Jook (rice porridge) was always eaten in Korea to stretch grains for the poor and to soothe sick, young, or elderly bellies. It is still enjoyed as a snack, as breakfast or another light meal, or as comfort food for the sick. Pat Jook is smooth and mild with a subtle sweetness, but can also be eaten without sugar in place of regular white rice.

Ingredients

  • 1 cup sweet red beans, soaked for 2 hours
  • 3/4 cup rice, soaked for 30 minutes
  • 2 tsp salt
  • 8 cups water
  • sugar (to taste)
  • Optional: sweet rice balls

Steps to Make It

  1. In a pot, parboil beans for a few minutes.

  2. Discard water.

  3. Add 8 cups of water and boil until beans are completely soft (2-3 hours).

  4. Save about 2 cups of liquid and drain the rest of the beans into a strainer.

  5. Add salt to beans and mash the beans in the strainer set on top of a bowl.

  6. Pour new water over beans and continue mashing, until you have about 7 cups of liquid.

  7. Discard skins in strainer.

  8. Add reserved boiled liquid to mashed bean liquid.

  9. Let the liquid stand undisturbed until bean solids settle.

  10. Add rice and most of bean liquid (without bean solids) to a pot.

  11. Bring to a boil and immediately reduce to simmer.
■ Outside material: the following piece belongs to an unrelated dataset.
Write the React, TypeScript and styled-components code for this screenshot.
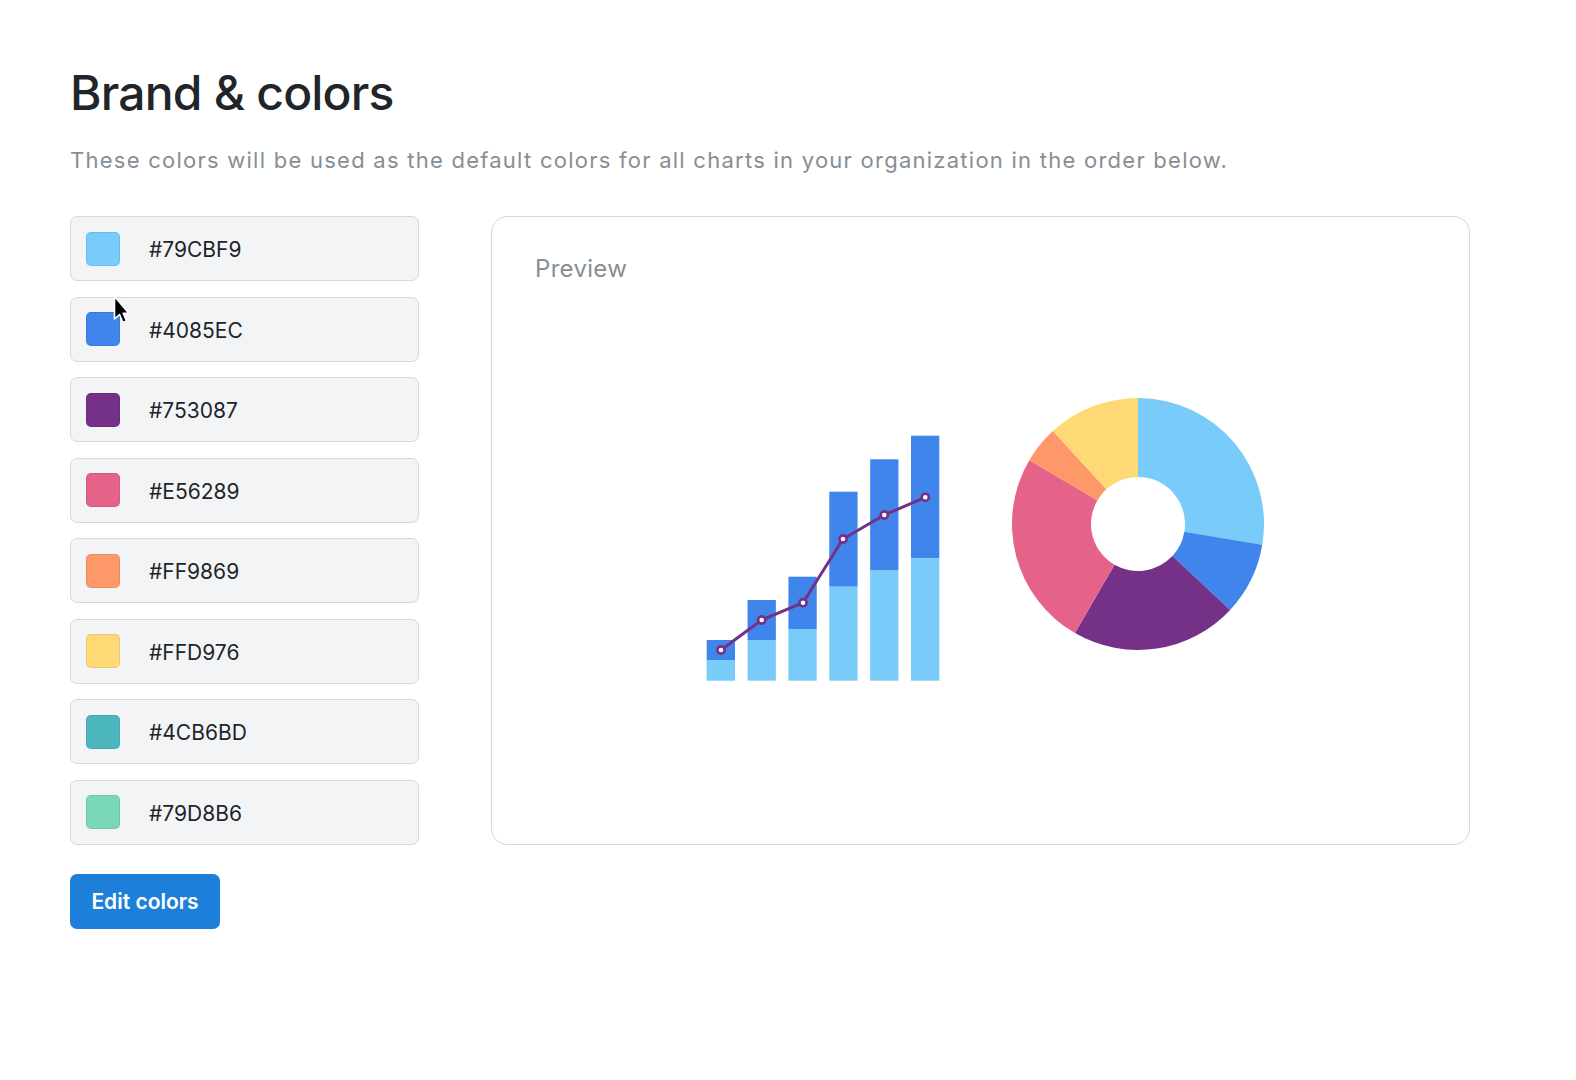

  12. Cook about 8 minutes, or until rice is tender.

  13. Add bean solids to jook in spoonfuls, stirring often so that it does not burn.

  14. If you want to serve with sweet rice balls, you can cut up store-bought sweet rice cakes (injulmi) into small cubes and add them to the jook when it's almost done.

  15. Serve hot bowls of jook with sugar so that diners can adjust it to their own sweetness level (or salt for a savory porridge).